Atanamayan öğretmenler, yaşamı bir drama dönenler… Bir yanda her şeye rağmen kenetlenmeye çalışan bir halk, kendi yarasını kendi sarmaya hazır bir ulus; diğer yanda ise hâlâ inadına ayrıştırmak, zihinlerde toplumu kutuplaştırmak isteyen ama iflas etmiş, çürümüş, çökmüş bir zihniyet!

Acaba anladılar mı artık aklın ve bilimin önemini? Tohumun, toprağın değerini, AVM’lerin, HES’lerin, betonun, yağmanın insan ve toplum hayatına zerre kadar faydası olmadığını? Onlar anlamazlar ve onlardan anlayış beklenmez. Anlasalardı, salgın sürecinde “maskeli” ihaleler yapmaz, Kanal İstanbul derdine düşmez, Salda’ya iş makineleriyle dalmazlardı. Katili, sapığı, uyuşturucu tacirini, tacizciyi, çeteyi salıvermezlerdi. Gazetecileri terör suçlusu gibi görmezlerdi.

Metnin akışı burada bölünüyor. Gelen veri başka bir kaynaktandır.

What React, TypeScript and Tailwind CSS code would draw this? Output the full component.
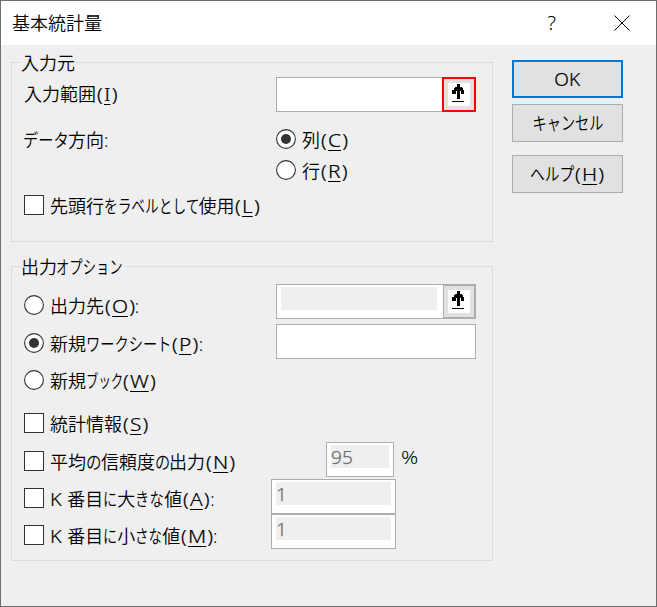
import { useState } from 'react';
import type { ReactNode } from 'react';

const Key = ({ children }: { children: string }) => (
  <span className="mr-1 ml-px inline-block origin-left scale-x-[1.16] [-webkit-text-stroke:0.2px]">
    (<span className="mx-px underline decoration-1 underline-offset-[3px]">{children}</span>)
  </span>
);

// Condensed kana: the scale and the negative margin come with each label
const Kana = ({ className, children }: { className: string; children: string }) => (
  <span className={`inline-block origin-left ${className}`}>{children}</span>
);

interface ChoiceProps {
  type: 'radio' | 'checkbox';
  checked: boolean;
  onClick: () => void;
  className?: string;
  children: ReactNode;
}

const Choice = ({ type, checked, onClick, className = '', children }: ChoiceProps) => (
  <button
    type="button"
    role={type}
    aria-checked={checked}
    onClick={onClick}
    className={`flex h-5 items-start whitespace-nowrap ${className}`}
  >
    <svg width="20" height="20" viewBox="0 0 20 20" className="mr-1.5 shrink-0">
      {type === 'radio' ? (
        <>
          <circle cx="10" cy="10" r="9.4" fill="#fff" stroke="#333" strokeWidth="1.1" />
          {checked && <circle cx="10" cy="10" r="5" fill="#333" />}
        </>
      ) : (
        <>
          <rect x="0.5" y="0.5" width="19" height="19" fill="#fff" stroke="#333" />
          {checked && <path d="M4 10l4 4 8-9" fill="none" stroke="#333" strokeWidth="2" />}
        </>
      )}
    </svg>
    <span className="mt-px leading-5">{children}</span>
  </button>
);

const PickIcon = () => (
  <svg width="22" height="23" viewBox="0 0 22 23" shapeRendering="crispEdges" className="bg-white">
    <path d="M9 1h3v3h2v1h1v2h1v4h-3V8h-1v8H9V8H8v3H4V7h2V5h1V4h2z" />
    <path d="M4 18h12v1H4z" />
  </svg>
);

interface FieldProps {
  value?: string;
  disabled?: boolean;
  className: string;
}

const Field = ({ value = '', disabled, className }: FieldProps) => (
  <div className={`h-[35px] border border-[#abadb3] bg-white pt-0.5 pr-1 pl-1 ${className}`}>
    <div className={`h-[23px] leading-[25px] text-[#6d6d6d] [-webkit-text-stroke:0.25px] ${disabled ? 'bg-[#efefef]' : ''}`}>
      <span className="inline-block origin-left scale-x-[1.06]">{value}</span>
    </div>
  </div>
);

const App = () => {
  const [direction, setDirection] = useState('column');
  const [target, setTarget] = useState('sheet');
  const [checks, setChecks] = useState<string[]>([]);

  const toggle = (id: string) => {
    setChecks((prev) => (prev.includes(id) ? prev.filter((c) => c !== id) : [...prev, id]));
  };

  return (
    <div className="h-[607px] w-[657px] border border-[#6e6c6d] bg-[#efefef] font-['Noto_Sans','Noto_Sans_CJK_JP',sans-serif] text-[18px] font-[350] text-black">
      <header className="flex h-11 items-center bg-white pl-[11px]">
        <h1 className="grow leading-6">基本統計量</h1>
        <span className="mr-[58px] text-[20px]">?</span>
        <svg width="16" height="16" viewBox="0 0 16 16" className="mr-[26px]">
          <path d="M0.5 0.5l15 15M15.5 0.5l-15 15" stroke="#000" strokeWidth="1" />
        </svg>
      </header>

      <div className="flex pl-2.5">
        <main className="w-[482px] shrink-0 pt-[17px]">
          <section className="h-[180px] border border-[#dcdcdc] pr-4 pl-3">
            <h2 className="-mt-2.5 -ml-[3px] h-5 w-[55px] bg-[#efefef] leading-5">入力元</h2>
            <div className="mt-1 flex h-[35px]">
              <div className="w-[252px] pt-[7px] leading-5">
                入力範囲<Key>I</Key>
              </div>
              <Field className="w-[166px] border-r-0" />
              <button type="button" className="flex h-[35px] w-[34px] items-start border-2 border-[#f00] bg-[#e1e1e1] pt-1 pl-1">
                <PickIcon />
              </button>
            </div>
            <div className="mt-[17px] flex">
              <div className="w-[252px] pt-px leading-5">
                <Kana className="-mr-[9px] -ml-px scale-x-[.85]">データ</Kana>方向:
              </div>
              <div>
                <Choice type="radio" checked={direction === 'column'} onClick={() => setDirection('column')}>
                  列<Key>C</Key>
                </Choice>
                <Choice type="radio" checked={direction === 'row'} onClick={() => setDirection('row')} className="mt-[11px]">
                  行<Key>R</Key>
                </Choice>
              </div>
            </div>
            <Choice type="checkbox" checked={checks.includes('label')} onClick={() => toggle('label')} className="mt-[15px]">
              先頭行<Kana className="-mr-[31px] scale-x-[.76]">をラベルとして</Kana>使用<Key>L</Key>
            </Choice>
          </section>

          <section className="mt-6 h-[295px] border border-[#dcdcdc] pr-4 pl-3">
            <h2 className="-mt-2.5 -ml-[3px] h-5 w-[103px] bg-[#efefef] leading-5 whitespace-nowrap">
              出力<Kana className="-mr-[25px] -ml-px scale-x-[.74]">オプション</Kana>
            </h2>
            <div className="flex">
              <div className="w-[252px] pt-[18px]">
                <Choice type="radio" checked={target === 'range'} onClick={() => setTarget('range')}>
                  出力先<Key>O</Key>:
                </Choice>
                <Choice type="radio" checked={target === 'sheet'} onClick={() => setTarget('sheet')} className="mt-[18px]">
                  新規<Kana className="-mr-[23px] scale-x-[.79]">ワークシート</Kana><Key>P</Key>:
                </Choice>
                <Choice type="radio" checked={target === 'book'} onClick={() => setTarget('book')} className="mt-[17px]">
                  新規<Kana className="-mr-[18px] scale-x-[.69]">ブック</Kana><Key>W</Key>
                </Choice>
              </div>
              <div className="pt-[7px]">
                <div className="flex">
                  <Field disabled className="w-[167px] border-r-0 pr-1.5" />
                  <button type="button" className="flex h-[35px] w-[33px] items-start border-2 border-l border-[#abadb3] bg-[#e1e1e1] pt-1 pl-1">
                    <PickIcon />
                  </button>
                </div>
                <Field className="mt-[5px] w-[200px]" />
              </div>
            </div>
            <div className="mt-[23px] flex">
              <div className="w-[247px]">
                <Choice type="checkbox" checked={checks.includes('stats')} onClick={() => toggle('stats')}>
                  統計情報<Key>S</Key>
                </Choice>
                <Choice type="checkbox" checked={checks.includes('mean')} onClick={() => toggle('mean')} className="mt-[18px]">
                  平均<Kana className="-mr-[3px] scale-x-[.86]">の</Kana>信頼度<Kana className="-mr-[4px] scale-x-[.84]">の</Kana>出力<Key>N</Key>
                </Choice>
                <Choice type="checkbox" checked={checks.includes('large')} onClick={() => toggle('large')} className="mt-[17px]">
                  <span className="mr-0.5 inline-block origin-left scale-x-[1.1] [-webkit-text-stroke:0.2px]">K</span> 番目<Kana className="-mr-[4px] scale-x-[.78]">に</Kana>大<Kana className="-mr-[7px] scale-x-[.8]">きな</Kana>値<Key>A</Key>:
                </Choice>
                <Choice type="checkbox" checked={checks.includes('small')} onClick={() => toggle('small')} className="mt-[17px]">
                  <span className="mr-0.5 inline-block origin-left scale-x-[1.1] [-webkit-text-stroke:0.2px]">K</span> 番目<Kana className="-mr-[4px] scale-x-[.78]">に</Kana>小<Kana className="-mr-[9px] scale-x-[.75]">さな</Kana>値<Key>M</Key>:
                </Choice>
              </div>
              <div className="pt-[29px]">
                <div className="flex">
                  <Field disabled value="95" className="ml-[55px] w-[68px]" />
                  <span className="ml-[7px] inline-block origin-left scale-x-[1.18] pt-[3px] leading-6">%</span>
                </div>
                <Field disabled value="1" className="mt-0.5 w-[125px]" />
                <Field disabled value="1" className="w-[125px]" />
              </div>
            </div>
          </section>
        </main>

        <aside className="ml-[19px] flex w-[111px] flex-col pt-[15px]">
          <button type="button" className="h-[38px] border-2 border-[#0078d7] bg-[#e1e1e1]">
            <span className="inline-block scale-x-[1.06] [-webkit-text-stroke:0.2px]">OK</span>
          </button>
          <button type="button" className="mt-1.5 h-[38px] border border-[#adadad] bg-[#e1e1e1]">
            <span className="inline-block scale-x-[.79]">キャンセル</span>
          </button>
          <button type="button" className="mt-[13px] h-[38px] border border-[#adadad] bg-[#e1e1e1]">
            <Kana className="-mr-[10px] scale-x-[.82]">ヘルプ</Kana><Key>H</Key>
          </button>
        </aside>
      </div>
    </div>
  );
};

export default App;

Oysa artık bir gerçek var: Hurafeden beslenip her felaketi imtihan sayamayacaklar artık. İşte, bunun için yolun sonu göründü. Evet, salgın belasını birlikte yeneceğiz ve birlikte özlediğimiz o aydınlık geleceği birlikte inşa edeceğiz. Tıpkı Nâzım Usta’nın o güzel şiirinde söylediği gibi: Güzel günler göreceğiz, güneşli günler!